** DATA PROVIDED **
◆ ◆ ◆ ◆ ◆ ◆ ◆
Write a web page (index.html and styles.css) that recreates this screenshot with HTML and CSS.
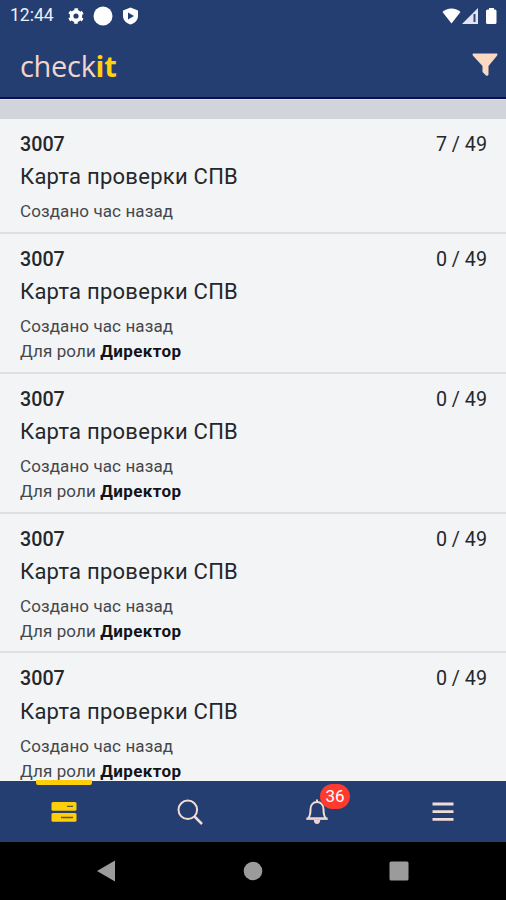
FILE: index.html
```html
<!DOCTYPE html>
<html lang="ru">
<head>
<meta charset="utf-8">
<title>checkit</title>
<link rel="stylesheet" href="styles.css">
</head>
<body>
<div class="app">
  <div class="status">
    <span class="clock">12:44</span>
    <svg class="status-left" width="72" height="20" viewBox="0 0 72 20">
      <g fill="none" stroke="#fff">
        <circle cx="9" cy="10" r="4.4" stroke-width="3.600"/>
        <circle cx="9" cy="10" r="6.600" stroke-width="2.400" stroke-dasharray="3.455 3.455" stroke-dashoffset="1.727" transform="rotate(30 9 10)"/>
      </g>
      <circle cx="36" cy="10" r="9.500" fill="#fff"/>
      <path d="M63.500 1.500L71 4.500V10C71 14 67.500 17.500 63.500 18.500C59.500 17.500 56 14 56 10V4.500Z" fill="#fff"/>
      <path d="M61 6.500L67 10L61 13.500Z" fill="#243e72"/>
    </svg>
    <svg class="status-right" width="56" height="20" viewBox="0 0 56 20">
      <path d="M0.500 6C5 1.300 14 1.300 18.500 6L9.500 17.500Z" fill="#fff"/>
      <path d="M20 18L36 2V18Z" fill="#e4e5f3"/>
      <path d="M32.500 8V16" stroke="#34467c" stroke-width="2"/>
      <path d="M44 5Q44 3.500 45.500 3.500H47V2H52V3.500H53Q54.500 3.500 54.500 5V16.500Q54.500 18 53 18H45.500Q44 18 44 16.500Z" fill="#fff"/>
    </svg>
  </div>
  <header class="header">
    <div class="logo">check<b>it</b></div>
    <svg width="26" height="24" viewBox="0 0 26 24"><path d="M1 0.500H25Q26 1.500 25 2.800L16.500 13V21.500Q16 23.500 14 22.500L10.500 19V13L1 2.800Q0 1.500 1 0.500Z" fill="#fad9c2"/></svg>
  </header>
  <div class="strip"></div>
  <main class="list">
    <article class="card">
      <div class="top"><span class="num">3007</span><span class="count">7 / 49</span></div>
      <div class="title">Карта проверки СПВ</div>
      <div class="meta made">Создано час назад</div>
    </article>
    <article class="card">
      <div class="top"><span class="num">3007</span><span class="count">0 / 49</span></div>
      <div class="title">Карта проверки СПВ</div>
      <div class="meta made">Создано час назад</div>
      <div class="meta">Для роли <b>Директор</b></div>
    </article>
    <article class="card">
      <div class="top"><span class="num">3007</span><span class="count">0 / 49</span></div>
      <div class="title">Карта проверки СПВ</div>
      <div class="meta made">Создано час назад</div>
      <div class="meta">Для роли <b>Директор</b></div>
    </article>
    <article class="card">
      <div class="top"><span class="num">3007</span><span class="count">0 / 49</span></div>
      <div class="title">Карта проверки СПВ</div>
      <div class="meta made">Создано час назад</div>
      <div class="meta">Для роли <b>Директор</b></div>
    </article>
    <article class="card">
      <div class="top"><span class="num">3007</span><span class="count">0 / 49</span></div>
      <div class="title">Карта проверки СПВ</div>
      <div class="meta made">Создано час назад</div>
      <div class="meta">Для роли <b>Директор</b></div>
    </article>
  </main>
  <nav class="tabs">
    <div class="tab active">
      <svg width="26" height="20" viewBox="0 0 26 20">
        <rect x="0.500" y="0" width="25" height="8.800" rx="1.500" fill="#ffce0a"/>
        <rect x="0.500" y="11" width="25" height="8.800" rx="1.500" fill="#ffce0a"/>
        <path d="M16 4.400H22M10 15.500H22" stroke="#5c5538" stroke-width="1.300"/>
      </svg>
    </div>
    <div class="tab">
      <svg width="26" height="26" viewBox="0 0 26 26" fill="none" stroke="#f4dcd2"><circle cx="10.800" cy="10.800" r="9.300" stroke-width="2"/><path d="M17.500 17.500L25 25" stroke-width="2.500"/></svg>
    </div>
    <div class="tab">
      <svg width="22" height="26" viewBox="0 0 22 26"><path d="M11 0.500V3M2 19.500C4.300 17 4.500 14 4.500 10.500C4.500 6 7 3 11 3S17.500 6 17.500 10.500C17.500 14 17.700 17 20 19.500Z" fill="none" stroke="#f4dcd2" stroke-width="2"/><path d="M0.500 18.500H21.500V20.800H0.500ZM7.800 21H14.200Q14 25 11 25Q8 25 7.800 21Z" fill="#eed2cf"/></svg>
      <span class="badge">36</span>
    </div>
    <div class="tab">
      <svg width="22" height="20" viewBox="0 0 22 20"><path d="M0.500 2H21.500M0.500 9.700H21.500M0.500 17.400H21.500" stroke="#f0dcd7" stroke-width="2.800"/></svg>
    </div>
  </nav>
  <div class="system">
    <svg width="18" height="22" viewBox="0 0 18 22"><path d="M0 11L18 0.500V21.500Z" fill="#9b9b9b"/></svg>
    <svg width="20" height="20" viewBox="0 0 20 20"><circle cx="10" cy="10" r="9.300" fill="#9b9b9b"/></svg>
    <svg width="20" height="20" viewBox="0 0 20 20"><rect x="0.500" y="0.500" width="19" height="19" rx="1.500" fill="#9b9b9b"/></svg>
  </div>
</div>
</body>
</html>
```
FILE: styles.css
```css
* { box-sizing: border-box; }
body { margin: 0; font-family: Roboto, sans-serif; color: #25272b; }
svg { display: block; flex: none; }
.app { width: 506px; height: 900px; display: flex; flex-direction: column; overflow: hidden; background: #f3f4f6; }
.status { flex: none; height: 31px; display: flex; align-items: center; padding: 0 8px 0 10px; background: #243e72; }
.clock { width: 57px; color: #eef0f8; font-size: 17.5px; line-height: 33px; }
.status-right { margin-left: auto; }
.header { flex: none; height: 68px; display: flex; justify-content: space-between; align-items: center; padding: 2px 8px 0 20px; background: #243e72; border-bottom: 2px solid #0d0e57; }
.logo { padding-top: 2px; color: #f1d5cb; font-family: "Open Sans", sans-serif; font-size: 29px; line-height: 40px; letter-spacing: -0.300px; }
.logo b { color: #ffd20e; }
.strip { flex: none; height: 19.500px; background: #d1d4da; border-top: 1px solid #e3e0f5; }
.list { flex: 1; min-height: 0; overflow: hidden; }
.card { padding: 13.200px 19px 7.400px 20px; border-bottom: 2px solid #dddfe1; }
.card:first-child { padding-bottom: 8.100px; }
.top { display: flex; justify-content: space-between; height: 26px; line-height: 26px; font-size: 19.700px; }
.num { font-weight: 500; }
.title { margin-top: 3.200px; height: 32px; line-height: 32px; font-size: 22px; letter-spacing: 0.260px; }
.meta { height: 25px; line-height: 25px; font-size: 17px; letter-spacing: 0.100px; color: #45474b; }
.meta b { color: #131416; letter-spacing: 0.400px; }
.made { margin-top: 6px; }
.tabs { flex: none; height: 61px; display: grid; grid-template-columns: repeat(4, 1fr); background: #243e72; }
.tab { position: relative; display: flex; justify-content: center; align-items: center; padding-left: 1px; }
.active::before { content: ""; position: absolute; top: -1px; left: 36px; width: 56px; height: 5px; background: #ffce0a; border-radius: 0 0 2px 2px; }
.badge { position: absolute; left: 67px; top: 3px; width: 30px; height: 25px; border-radius: 13px; background: #ff3b30; color: #fff; font-size: 17px; line-height: 25px; text-align: center; }
.system { flex: none; height: 58px; display: flex; justify-content: space-between; align-items: center; padding: 0 97px; background: #000; }
.system svg:nth-child(2) { margin-left: 2px; }
```
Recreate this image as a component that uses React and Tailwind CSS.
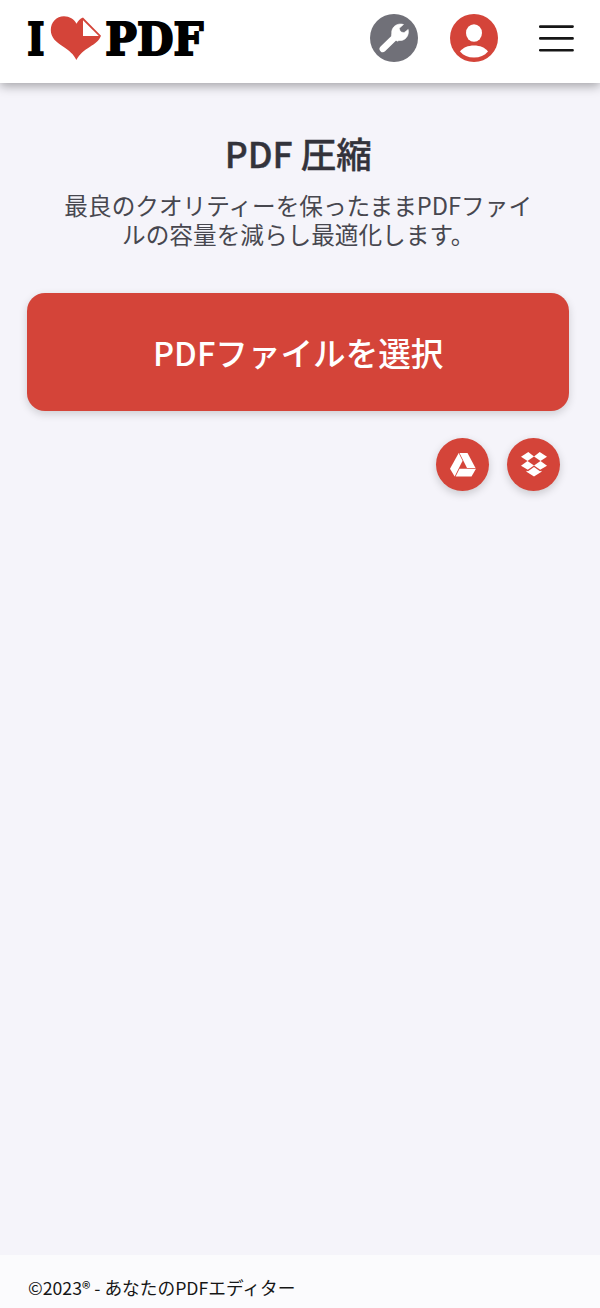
◆ ◆ ◆ ◆ ◆ ◆ ◆
** WORK INSTRUCTIONS **
Extract the entries in full, exactly as they are, minus the pictures.

** OUTPUT FOR THIS TASK **
Write a web page (index.html and styles.css) that recreates this screenshot with HTML and CSS.
FILE: index.html
```html
<!DOCTYPE html>
<html lang="ru">
<head>
<meta charset="utf-8">
<title>checkit</title>
<link rel="stylesheet" href="styles.css">
</head>
<body>
<div class="app">
  <div class="status">
    <span class="clock">12:44</span>
    <svg class="status-left" width="72" height="20" viewBox="0 0 72 20">
      <g fill="none" stroke="#fff">
        <circle cx="9" cy="10" r="4.4" stroke-width="3.600"/>
        <circle cx="9" cy="10" r="6.600" stroke-width="2.400" stroke-dasharray="3.455 3.455" stroke-dashoffset="1.727" transform="rotate(30 9 10)"/>
      </g>
      <circle cx="36" cy="10" r="9.500" fill="#fff"/>
      <path d="M63.500 1.500L71 4.500V10C71 14 67.500 17.500 63.500 18.500C59.500 17.500 56 14 56 10V4.500Z" fill="#fff"/>
      <path d="M61 6.500L67 10L61 13.500Z" fill="#243e72"/>
    </svg>
    <svg class="status-right" width="56" height="20" viewBox="0 0 56 20">
      <path d="M0.500 6C5 1.300 14 1.300 18.500 6L9.500 17.500Z" fill="#fff"/>
      <path d="M20 18L36 2V18Z" fill="#e4e5f3"/>
      <path d="M32.500 8V16" stroke="#34467c" stroke-width="2"/>
      <path d="M44 5Q44 3.500 45.500 3.500H47V2H52V3.500H53Q54.500 3.500 54.500 5V16.500Q54.500 18 53 18H45.500Q44 18 44 16.500Z" fill="#fff"/>
    </svg>
  </div>
  <header class="header">
    <div class="logo">check<b>it</b></div>
    <svg width="26" height="24" viewBox="0 0 26 24"><path d="M1 0.500H25Q26 1.500 25 2.800L16.500 13V21.500Q16 23.500 14 22.500L10.500 19V13L1 2.800Q0 1.500 1 0.500Z" fill="#fad9c2"/></svg>
  </header>
  <div class="strip"></div>
  <main class="list">
    <article class="card">
      <div class="top"><span class="num">3007</span><span class="count">7 / 49</span></div>
      <div class="title">Карта проверки СПВ</div>
      <div class="meta made">Создано час назад</div>
    </article>
    <article class="card">
      <div class="top"><span class="num">3007</span><span class="count">0 / 49</span></div>
      <div class="title">Карта проверки СПВ</div>
      <div class="meta made">Создано час назад</div>
      <div class="meta">Для роли <b>Директор</b></div>
    </article>
    <article class="card">
      <div class="top"><span class="num">3007</span><span class="count">0 / 49</span></div>
      <div class="title">Карта проверки СПВ</div>
      <div class="meta made">Создано час назад</div>
      <div class="meta">Для роли <b>Директор</b></div>
    </article>
    <article class="card">
      <div class="top"><span class="num">3007</span><span class="count">0 / 49</span></div>
      <div class="title">Карта проверки СПВ</div>
      <div class="meta made">Создано час назад</div>
      <div class="meta">Для роли <b>Директор</b></div>
    </article>
    <article class="card">
      <div class="top"><span class="num">3007</span><span class="count">0 / 49</span></div>
      <div class="title">Карта проверки СПВ</div>
      <div class="meta made">Создано час назад</div>
      <div class="meta">Для роли <b>Директор</b></div>
    </article>
  </main>
  <nav class="tabs">
    <div class="tab active">
      <svg width="26" height="20" viewBox="0 0 26 20">
        <rect x="0.500" y="0" width="25" height="8.800" rx="1.500" fill="#ffce0a"/>
        <rect x="0.500" y="11" width="25" height="8.800" rx="1.500" fill="#ffce0a"/>
        <path d="M16 4.400H22M10 15.500H22" stroke="#5c5538" stroke-width="1.300"/>
      </svg>
    </div>
    <div class="tab">
      <svg width="26" height="26" viewBox="0 0 26 26" fill="none" stroke="#f4dcd2"><circle cx="10.800" cy="10.800" r="9.300" stroke-width="2"/><path d="M17.500 17.500L25 25" stroke-width="2.500"/></svg>
    </div>
    <div class="tab">
      <svg width="22" height="26" viewBox="0 0 22 26"><path d="M11 0.500V3M2 19.500C4.300 17 4.500 14 4.500 10.500C4.500 6 7 3 11 3S17.500 6 17.500 10.500C17.500 14 17.700 17 20 19.500Z" fill="none" stroke="#f4dcd2" stroke-width="2"/><path d="M0.500 18.500H21.500V20.800H0.500ZM7.800 21H14.200Q14 25 11 25Q8 25 7.800 21Z" fill="#eed2cf"/></svg>
      <span class="badge">36</span>
    </div>
    <div class="tab">
      <svg width="22" height="20" viewBox="0 0 22 20"><path d="M0.500 2H21.500M0.500 9.700H21.500M0.500 17.400H21.500" stroke="#f0dcd7" stroke-width="2.800"/></svg>
    </div>
  </nav>
  <div class="system">
    <svg width="18" height="22" viewBox="0 0 18 22"><path d="M0 11L18 0.500V21.500Z" fill="#9b9b9b"/></svg>
    <svg width="20" height="20" viewBox="0 0 20 20"><circle cx="10" cy="10" r="9.300" fill="#9b9b9b"/></svg>
    <svg width="20" height="20" viewBox="0 0 20 20"><rect x="0.500" y="0.500" width="19" height="19" rx="1.500" fill="#9b9b9b"/></svg>
  </div>
</div>
</body>
</html>
```
FILE: styles.css
```css
* { box-sizing: border-box; }
body { margin: 0; font-family: Roboto, sans-serif; color: #25272b; }
svg { display: block; flex: none; }
.app { width: 506px; height: 900px; display: flex; flex-direction: column; overflow: hidden; background: #f3f4f6; }
.status { flex: none; height: 31px; display: flex; align-items: center; padding: 0 8px 0 10px; background: #243e72; }
.clock { width: 57px; color: #eef0f8; font-size: 17.5px; line-height: 33px; }
.status-right { margin-left: auto; }
.header { flex: none; height: 68px; display: flex; justify-content: space-between; align-items: center; padding: 2px 8px 0 20px; background: #243e72; border-bottom: 2px solid #0d0e57; }
.logo { padding-top: 2px; color: #f1d5cb; font-family: "Open Sans", sans-serif; font-size: 29px; line-height: 40px; letter-spacing: -0.300px; }
.logo b { color: #ffd20e; }
.strip { flex: none; height: 19.500px; background: #d1d4da; border-top: 1px solid #e3e0f5; }
.list { flex: 1; min-height: 0; overflow: hidden; }
.card { padding: 13.200px 19px 7.400px 20px; border-bottom: 2px solid #dddfe1; }
.card:first-child { padding-bottom: 8.100px; }
.top { display: flex; justify-content: space-between; height: 26px; line-height: 26px; font-size: 19.700px; }
.num { font-weight: 500; }
.title { margin-top: 3.200px; height: 32px; line-height: 32px; font-size: 22px; letter-spacing: 0.260px; }
.meta { height: 25px; line-height: 25px; font-size: 17px; letter-spacing: 0.100px; color: #45474b; }
.meta b { color: #131416; letter-spacing: 0.400px; }
.made { margin-top: 6px; }
.tabs { flex: none; height: 61px; display: grid; grid-template-columns: repeat(4, 1fr); background: #243e72; }
.tab { position: relative; display: flex; justify-content: center; align-items: center; padding-left: 1px; }
.active::before { content: ""; position: absolute; top: -1px; left: 36px; width: 56px; height: 5px; background: #ffce0a; border-radius: 0 0 2px 2px; }
.badge { position: absolute; left: 67px; top: 3px; width: 30px; height: 25px; border-radius: 13px; background: #ff3b30; color: #fff; font-size: 17px; line-height: 25px; text-align: center; }
.system { flex: none; height: 58px; display: flex; justify-content: space-between; align-items: center; padding: 0 97px; background: #000; }
.system svg:nth-child(2) { margin-left: 2px; }
```
Recreate this image as a component that uses React and Tailwind CSS.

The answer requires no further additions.